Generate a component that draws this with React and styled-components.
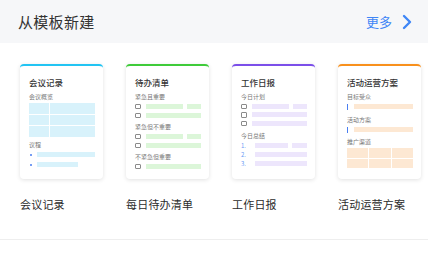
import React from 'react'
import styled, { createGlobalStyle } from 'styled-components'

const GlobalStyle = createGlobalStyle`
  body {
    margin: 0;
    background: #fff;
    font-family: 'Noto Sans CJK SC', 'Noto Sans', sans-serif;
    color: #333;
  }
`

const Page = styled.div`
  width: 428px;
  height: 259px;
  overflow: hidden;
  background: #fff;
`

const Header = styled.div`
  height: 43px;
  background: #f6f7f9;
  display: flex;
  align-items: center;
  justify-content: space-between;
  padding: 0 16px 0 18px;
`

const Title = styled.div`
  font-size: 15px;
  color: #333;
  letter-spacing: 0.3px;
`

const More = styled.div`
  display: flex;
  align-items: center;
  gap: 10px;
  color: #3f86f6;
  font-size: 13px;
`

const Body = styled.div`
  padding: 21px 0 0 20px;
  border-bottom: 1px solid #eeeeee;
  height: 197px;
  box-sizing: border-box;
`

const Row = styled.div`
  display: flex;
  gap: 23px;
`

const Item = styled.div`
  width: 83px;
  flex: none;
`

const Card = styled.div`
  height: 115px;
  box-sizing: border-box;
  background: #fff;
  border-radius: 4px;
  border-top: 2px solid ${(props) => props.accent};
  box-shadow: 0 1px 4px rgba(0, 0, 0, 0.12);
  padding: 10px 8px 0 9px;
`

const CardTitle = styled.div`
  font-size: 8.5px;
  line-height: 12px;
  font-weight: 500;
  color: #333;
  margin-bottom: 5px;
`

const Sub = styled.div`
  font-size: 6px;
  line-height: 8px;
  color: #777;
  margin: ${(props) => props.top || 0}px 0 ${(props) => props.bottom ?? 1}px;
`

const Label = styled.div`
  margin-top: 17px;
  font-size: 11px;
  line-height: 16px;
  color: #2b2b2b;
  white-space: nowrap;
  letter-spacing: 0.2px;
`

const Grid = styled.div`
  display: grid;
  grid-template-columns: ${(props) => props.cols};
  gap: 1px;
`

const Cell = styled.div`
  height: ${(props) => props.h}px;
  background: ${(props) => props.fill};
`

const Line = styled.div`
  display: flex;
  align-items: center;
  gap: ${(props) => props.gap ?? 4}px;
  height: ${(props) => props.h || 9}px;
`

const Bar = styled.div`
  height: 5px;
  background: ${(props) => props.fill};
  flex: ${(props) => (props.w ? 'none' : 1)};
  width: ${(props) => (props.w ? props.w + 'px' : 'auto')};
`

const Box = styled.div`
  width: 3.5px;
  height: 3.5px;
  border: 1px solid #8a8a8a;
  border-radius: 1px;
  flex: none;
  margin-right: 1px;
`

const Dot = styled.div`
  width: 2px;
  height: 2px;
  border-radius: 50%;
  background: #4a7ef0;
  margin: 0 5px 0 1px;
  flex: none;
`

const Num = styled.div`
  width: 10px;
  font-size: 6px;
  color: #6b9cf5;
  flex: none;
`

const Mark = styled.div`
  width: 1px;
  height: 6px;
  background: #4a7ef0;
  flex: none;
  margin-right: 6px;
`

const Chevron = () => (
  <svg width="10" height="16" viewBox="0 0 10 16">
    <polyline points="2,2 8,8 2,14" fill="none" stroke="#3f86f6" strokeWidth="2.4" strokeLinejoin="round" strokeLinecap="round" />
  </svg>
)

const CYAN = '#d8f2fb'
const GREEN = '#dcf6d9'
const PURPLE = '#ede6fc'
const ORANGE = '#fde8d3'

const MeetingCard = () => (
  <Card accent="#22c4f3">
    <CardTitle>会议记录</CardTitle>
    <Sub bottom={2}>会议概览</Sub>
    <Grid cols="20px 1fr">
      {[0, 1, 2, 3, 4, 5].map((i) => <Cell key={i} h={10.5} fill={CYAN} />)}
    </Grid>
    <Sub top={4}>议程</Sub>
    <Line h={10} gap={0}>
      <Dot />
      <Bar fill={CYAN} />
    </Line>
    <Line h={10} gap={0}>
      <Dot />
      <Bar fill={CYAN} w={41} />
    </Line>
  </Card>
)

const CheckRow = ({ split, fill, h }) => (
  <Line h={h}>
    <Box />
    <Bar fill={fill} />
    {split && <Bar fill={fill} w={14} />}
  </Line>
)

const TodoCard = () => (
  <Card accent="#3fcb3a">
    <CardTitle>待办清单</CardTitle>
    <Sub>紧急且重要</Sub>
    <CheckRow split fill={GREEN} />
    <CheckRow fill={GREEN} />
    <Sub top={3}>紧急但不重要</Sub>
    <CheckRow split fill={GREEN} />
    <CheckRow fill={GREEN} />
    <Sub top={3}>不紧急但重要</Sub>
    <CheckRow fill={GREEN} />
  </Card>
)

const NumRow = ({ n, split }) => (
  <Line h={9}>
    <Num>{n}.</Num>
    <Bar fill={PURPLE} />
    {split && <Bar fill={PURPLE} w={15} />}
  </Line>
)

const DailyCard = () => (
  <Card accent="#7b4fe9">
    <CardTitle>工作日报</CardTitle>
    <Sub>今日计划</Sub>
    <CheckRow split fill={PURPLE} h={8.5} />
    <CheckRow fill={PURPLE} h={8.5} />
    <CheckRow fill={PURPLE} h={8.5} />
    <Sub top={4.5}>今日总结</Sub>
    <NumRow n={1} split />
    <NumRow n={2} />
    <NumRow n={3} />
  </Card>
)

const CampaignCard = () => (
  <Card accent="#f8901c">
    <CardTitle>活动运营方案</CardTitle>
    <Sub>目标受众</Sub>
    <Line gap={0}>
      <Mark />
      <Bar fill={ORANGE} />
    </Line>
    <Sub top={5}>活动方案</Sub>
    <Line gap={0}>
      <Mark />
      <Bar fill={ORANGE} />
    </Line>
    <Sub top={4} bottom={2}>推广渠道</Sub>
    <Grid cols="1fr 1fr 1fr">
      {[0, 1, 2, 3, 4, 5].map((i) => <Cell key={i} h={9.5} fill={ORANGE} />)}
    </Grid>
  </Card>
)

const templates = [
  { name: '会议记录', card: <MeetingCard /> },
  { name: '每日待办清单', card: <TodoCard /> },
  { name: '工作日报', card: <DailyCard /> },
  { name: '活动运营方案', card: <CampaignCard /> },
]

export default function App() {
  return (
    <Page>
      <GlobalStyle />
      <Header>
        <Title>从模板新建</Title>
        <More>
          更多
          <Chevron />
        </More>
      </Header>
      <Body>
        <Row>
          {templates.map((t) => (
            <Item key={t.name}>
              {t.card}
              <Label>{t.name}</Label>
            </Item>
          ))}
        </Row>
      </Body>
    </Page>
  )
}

---

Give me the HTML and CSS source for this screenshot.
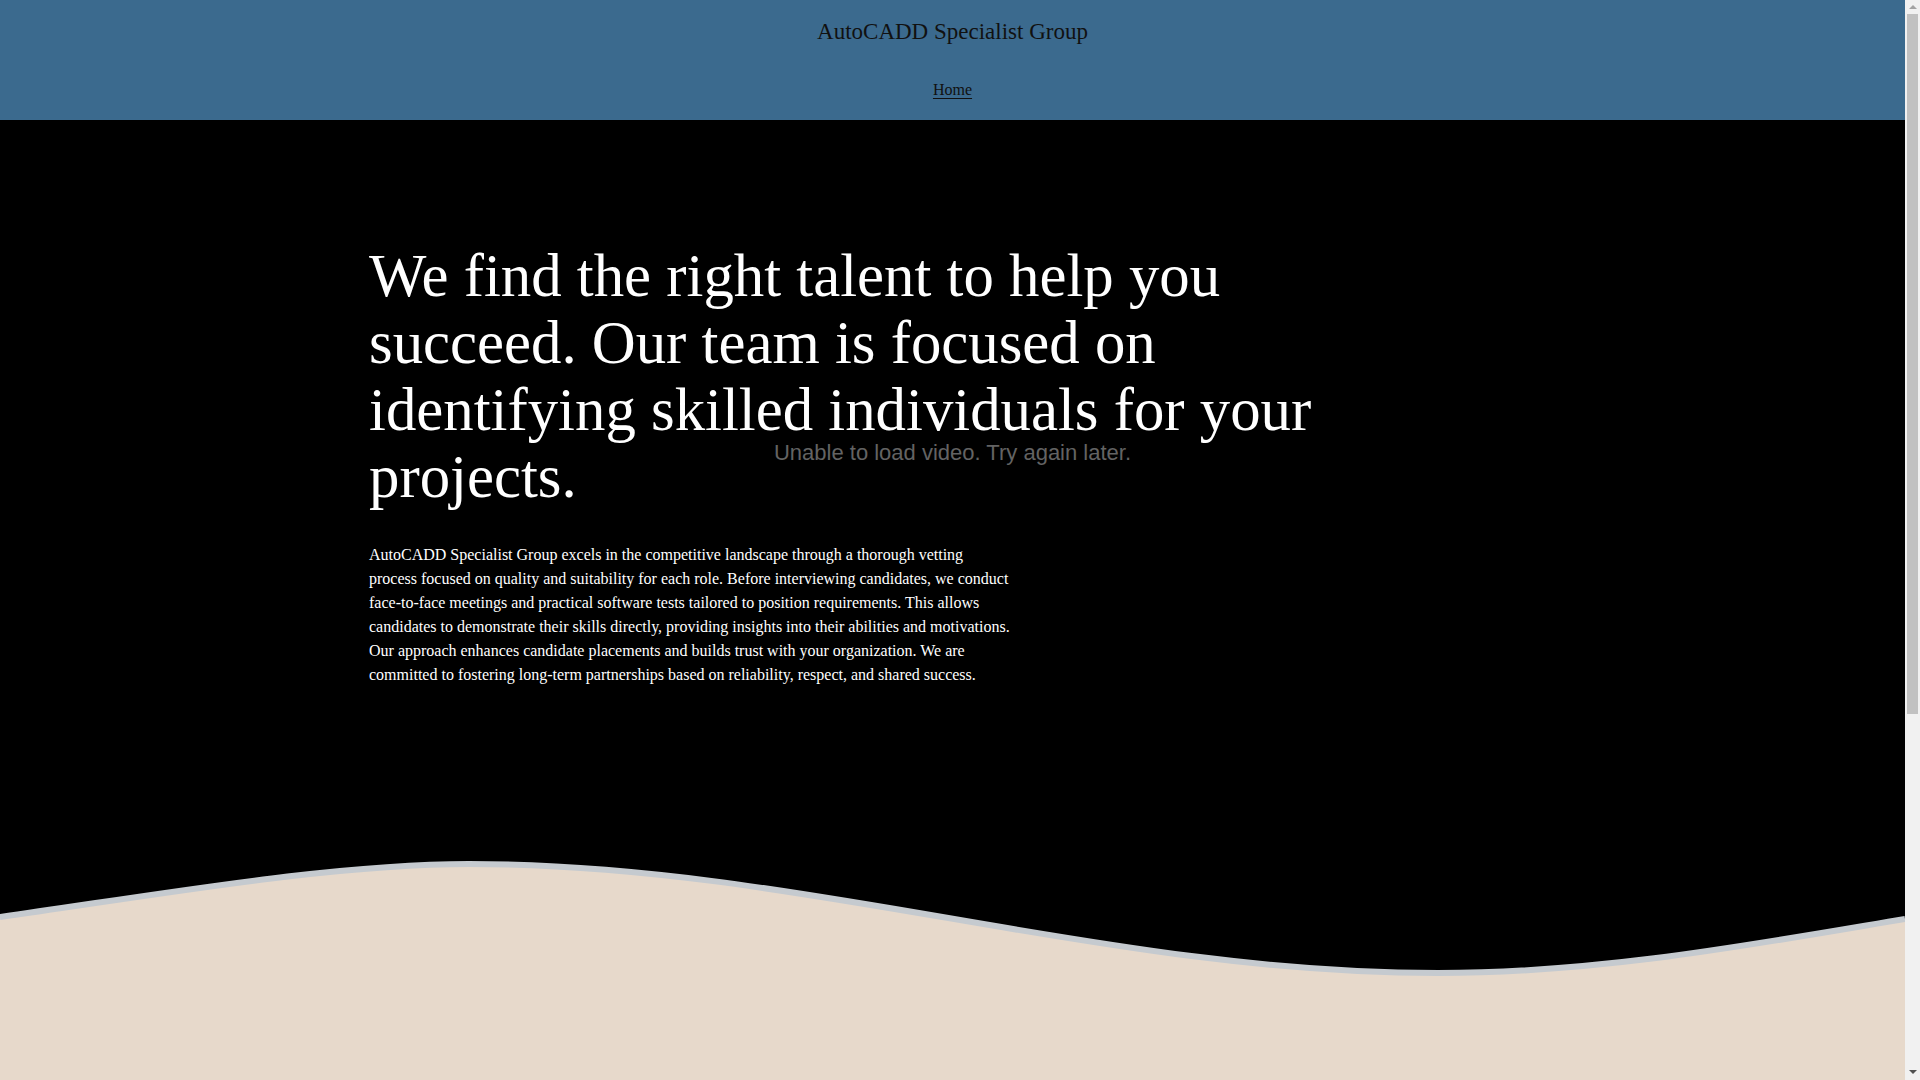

* **Work required**:
State how many lines of the records above contain the word "React", giving only that number.

* **Written answer**:
2